Qual acha que será o impacto destas sessões na comunidade ou nas pessoas envolvidas?
Acho que, com a exposição, as pessoas vão ficar muito contentes de ver os seus trabalhos e acho que há pessoas que estão muito orgulhosas daquilo que fizeram, e que não sabiam que tinham tanto talento para juntar rostos, juntar imagens, para brincar com imagens, para juntar verniz, para juntar papel. Há muito talento nisso. Há pessoas que são mesmo naturalmente talentosas, outras menos, mas o acto de se disponibilizar para fazer já é um grande talento, uma grande coragem. Eu propus que as pessoas levassem fotografias destas, deste material que eu trouxe para trabalhar. Pedi às pessoas para levarem-nos para casa, o máximo possível. Eu tenho muito material, e posso disponibilizar muito, para as pessoas que quiserem continuarem a fazer este trabalho, este processo, em casa.
Como foi colaborar com o coletivo Art & Craft Refúgio e o que lhe transmitiu o projeto Residências Refúgio?
Isto parece-me ser um ambiente muito fixe, tem um lado terapêutico, tem um lado mais importante, que é o gesto criativo de estarmos aqui todos numa disponibilidade criativa, estamos todos numa disponibilidade de encontro. As pessoas conversam umas com as outras, conhecem-se, falam, experimentam e olham para o lado a ver o que é que os outros estão a fazer. Isso é muito, é quase como estarmos todos nus, no mesmo sítio, a sentir as mesmas coisas. Estamos todos no mesmo estado, e é um estado de disponibilidade criativa, é um estado muito engraçado, de transe, em que as pessoas entram, e isso é muito engraçado.
Levou algo consigo após trabalhar neste ambiente (refugiados e migrantes)?

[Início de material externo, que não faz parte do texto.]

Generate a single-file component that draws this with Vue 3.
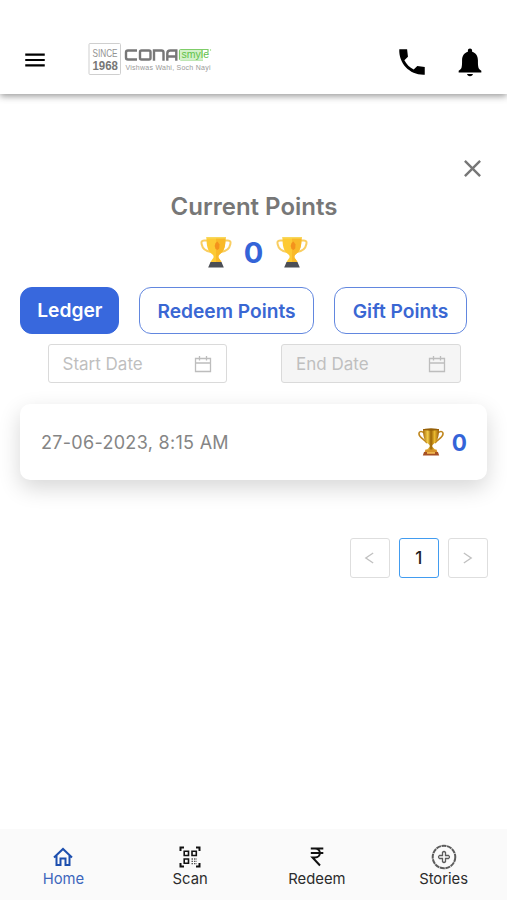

Foi a primeira vez que eu estive próxima de pessoas refugiadas, próxima de saber o nome, conversar com elas e que pude me rir também com as pessoas. Para mim é uma experiência muito nova. Levo coisas, mas eu não sei pô-las em palavras. Levo vontade de continuar a fazer uma coisa parecida, de ter ainda mais disponibilidade para voltar a fazer. Levo a informação de que por mais distante que a gente esteja, nos países em que estamos, num espaço, somos todos iguais. E em algumas coisas somos mesmo todos iguais, não há muita diferença.